A quarter horse named Miss Beutiful Ojos
Read more about the nurse mare and her role in this Stonestreet update:
Nurse mares are never brought into situations that are ideal. They must act as a surrogate mother for a foal whose own mother is unable to care for it.
In fact, a nurse mare raised Rachel Alexandra when her dam, Lotta Kim, rejected her.
Rachel’s attachment to her own filly in the short time they were together, was deep and it is important now to support her surrogate, Miss Beutiful Ojos, as she steps into this difficult situation to raise that filly.
We have received many very natural questions about this process:
Who is the nurse mare?
Miss Beutiful Ojos is a quarter horse and trusted nurse mare who has performed this important job at Stonestreet before. Nurse mares are often quarter or draft horses, and it is imperative that they possess good nurse mare characteristics. Miss Beutiful Ojos, or “Ojos” for short, is both very sweet and a great milk producer, two of the most important nurse mare qualities.
In those difficult situations in which we have to call in a nurse mare, Stonestreet draws upon a very select network of farms we trust to provide well-tempered and disease-free mares, while ensuring proper care for the nurse mare’s foal as well.

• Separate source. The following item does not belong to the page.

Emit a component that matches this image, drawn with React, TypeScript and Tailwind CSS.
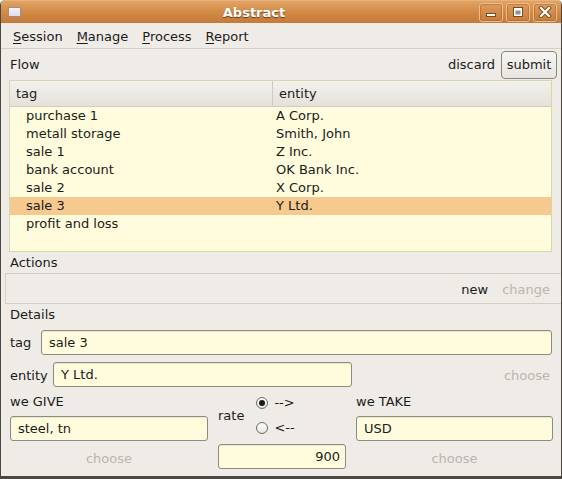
import React from 'react';

const rows = [
  { tag: 'purchase 1', entity: 'A Corp.' },
  { tag: 'metall storage', entity: 'Smith, John' },
  { tag: 'sale 1', entity: 'Z Inc.' },
  { tag: 'bank account', entity: 'OK Bank Inc.' },
  { tag: 'sale 2', entity: 'X Corp.' },
  { tag: 'sale 3', entity: 'Y Ltd.', selected: true },
  { tag: 'profit and loss', entity: '' },
];

function WinButton({ kind }: { kind: 'min' | 'max' | 'close' }) {
  return (
    <div className="w-[24px] h-[19px] rounded-[3px] border border-[#edbd8c] bg-gradient-to-b from-[#dc9b5b] to-[#c87d3c] flex items-center justify-center shadow-[inset_0_0_0_1px_rgba(150,80,20,0.35)]">
      <svg width="14" height="12" viewBox="0 0 14 12">
        {kind === 'min' && (
          <rect x="2.5" y="7.5" width="9" height="3" fill="#fff" stroke="#7a4a20" strokeWidth="1" />
        )}
        {kind === 'max' && (
          <g>
            <rect x="2.5" y="1.5" width="9" height="9" fill="#fff" stroke="#7a4a20" strokeWidth="1" />
            <rect x="4.5" y="4.5" width="5" height="4" fill="#9a8f83" />
          </g>
        )}
        {kind === 'close' && (
          <g strokeLinecap="square">
            <path d="M3 2 L11 10 M11 2 L3 10" stroke="#7a4a20" strokeWidth="4" />
            <path d="M3 2 L11 10 M11 2 L3 10" stroke="#fff" strokeWidth="2.2" />
          </g>
        )}
      </svg>
    </div>
  );
}

function Field({ children, className = '' }: { children?: React.ReactNode; className?: string }) {
  return (
    <div
      className={`h-[25px] flex items-center px-[7px] pt-[1px] bg-[#fefcdc] border border-[#8e8a83] rounded-[3px] shadow-[inset_0_1px_1px_rgba(0,0,0,0.08)] ${className}`}
    >
      {children}
    </div>
  );
}

function Radio({ checked, label }: { checked?: boolean; label: string }) {
  return (
    <div className="h-[25px] flex items-center">
      <div className="w-[12px] h-[12px] rounded-full border border-[#6f6b64] bg-gradient-to-b from-white to-[#e6e3de] flex items-center justify-center">
        {checked && <div className="w-[6px] h-[6px] rounded-full bg-[#1b1b1b]" />}
      </div>
      <span className="ml-[6px]">{label}</span>
    </div>
  );
}

export default function App() {
  return (
    <div className="w-[562px] h-[479px] flex flex-col bg-[#efebe7] font-['DejaVu_Sans',sans-serif] text-[13px] text-[#1b1b1b] border-x border-b-[3px] border-[#4c4943] rounded-t-[5px] overflow-hidden">
      {/* Title bar */}
      <div className="h-[23px] flex items-center bg-gradient-to-b from-[#e0a466] via-[#d28a46] to-[#c47a3a] border-t border-[#eab27a]">
        <div className="ml-[7px] w-[13px] h-[10px] bg-gradient-to-b from-[#f4f3fb] to-[#dcdbe8] border border-[#a38c80] rounded-[1px]" />
        <div className="flex-1 text-center font-bold text-white [text-shadow:0_1px_1px_rgba(80,40,10,0.8)] pl-[8px] pt-[2px]">
          Abstract
        </div>
        <div className="flex gap-[3px] mr-[4px]">
          <WinButton kind="min" />
          <WinButton kind="max" />
          <WinButton kind="close" />
        </div>
      </div>

      {/* Menu bar */}
      <div className="h-[26px] flex items-center pl-[12px] gap-[14px] pt-[3px] border-b border-[#d3cfc8]">
        {['Session', 'Manage', 'Process', 'Report'].map((m) => (
          <span key={m}>
            <span className="underline underline-offset-[2px]">{m[0]}</span>
            {m.slice(1)}
          </span>
        ))}
      </div>

      {/* Flow header */}
      <div className="h-[31px] flex items-center pl-[9px] pr-[4px]">
        <span className="flex-1">Flow</span>
        <span className="mr-[6px]">discard</span>
        <div className="w-[56px] h-[28px] flex items-center justify-center rounded-[4px] border border-[#8a867f] bg-gradient-to-b from-[#f6f4f1] to-[#e9e6e1]">
          submit
        </div>
      </div>

      {/* Table */}
      <div className="ml-[8px] mr-[9px] h-[172px] border border-[#d6d8ab] bg-[#fefcdc] flex flex-col">
        <div className="h-[26px] flex border-b border-[#cfccc5] bg-gradient-to-b from-[#f3f1ed] to-[#e4e1db]">
          <div className="w-[263px] pl-[6px] flex items-center border-r border-[#cfccc5]">tag</div>
          <div className="flex-1 pl-[6px] flex items-center">entity</div>
        </div>
        {rows.map((r) => (
          <div key={r.tag} className={`h-[18px] flex items-center ${r.selected ? 'bg-[#f6c98f]' : ''}`}>
            <div className="w-[263px] pl-[16px]">{r.tag}</div>
            <div className="flex-1 pl-[3px]">{r.entity}</div>
          </div>
        ))}
      </div>

      {/* Actions */}
      <div className="h-[21px] flex items-center pl-[9px]">Actions</div>
      <div className="ml-[4px] h-[31px] flex items-center justify-end gap-[14px] pr-[11px] pt-[3px] border-t border-l border-b border-[#d3cfc8]">
        <span>new</span>
        <span className="text-[#bab6af]">change</span>
      </div>

      {/* Details */}
      <div className="h-[21px] flex items-center pl-[9px]">Details</div>
      <div className="mt-[5px] flex items-center pl-[9px] pr-[9px]">
        <span className="w-[31px]">tag</span>
        <Field className="flex-1">sale 3</Field>
      </div>
      <div className="mt-[7px] flex items-center pl-[9px] pr-[11px]">
        <span className="w-[43px] pt-[2px]">entity</span>
        <Field className="w-[299px]">Y Ltd.</Field>
        <span className="flex-1 text-right text-[#bab6af] pt-[3px]">choose</span>
      </div>

      <div className="flex pl-[9px]">
        <div className="w-[198px] flex flex-col">
          <div className="mt-[7px] h-[15px] flex items-center">we GIVE</div>
          <Field className="mt-[7px]">steel, tn</Field>
          <div className="h-[35px] flex items-center justify-center text-[#bab6af]">choose</div>
        </div>
        <div className="ml-[10px] w-[128px] flex flex-col">
          <div className="h-[57px] flex items-center">
            <span>rate</span>
            <div className="ml-[12px] flex flex-col">
              <Radio checked label="-->" />
              <Radio label="<--" />
            </div>
          </div>
          <Field className="justify-end !pr-[5px]">900</Field>
        </div>
        <div className="ml-[10px] w-[197px] flex flex-col">
          <div className="mt-[7px] h-[15px] flex items-center">we TAKE</div>
          <Field className="mt-[7px]">USD</Field>
          <div className="h-[35px] flex items-center justify-center text-[#bab6af]">choose</div>
        </div>
      </div>
    </div>
  );
}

If Rachel recovers, will her foal be returned to her?
No. Rachel’s filly has bonded with Ojos, and she now considers Ojos to be her mother. She will remain with her until she is weaned. It is important to respect the bond now created between Rachel’s filly and her surrogate.
Rachel’s condition remains serious and she will need her strength as she fights to recover. Even if she were able to return to her foal, her milk production would have ceased. It is again, not an ideal situation, but keep in mind Rachel was raised by a surrogate as well.
What will happen to the nurse mare’s foal?
Ojos is what you might call a “professional” nurse mare. She is very good at her job and provides an important service under very difficult circumstances.
The filly out of Miss Beutiful Ojos will be hand raised as a reining/cutting horse prospect.
In this situation the timing worked out well. Ojos had foaled a palomino filly on Wednesday. Rachel’s filly was hand fed until Ojos arrived on Thursday, only after her own palomino filly was able to get the ‘first milk’, or all-important colostrum from her own mother. This is something Ojos’ owner is very firm about.
We visited Ojos’ filly on Friday afternoon. She is being hand raised along with another foal whose mother is also a nurse mare. This little filly will be bottle, then bucket fed along with her stall mate. They are both nicely bred quarter horse foals and she is expected to be a reining or cutting prospect.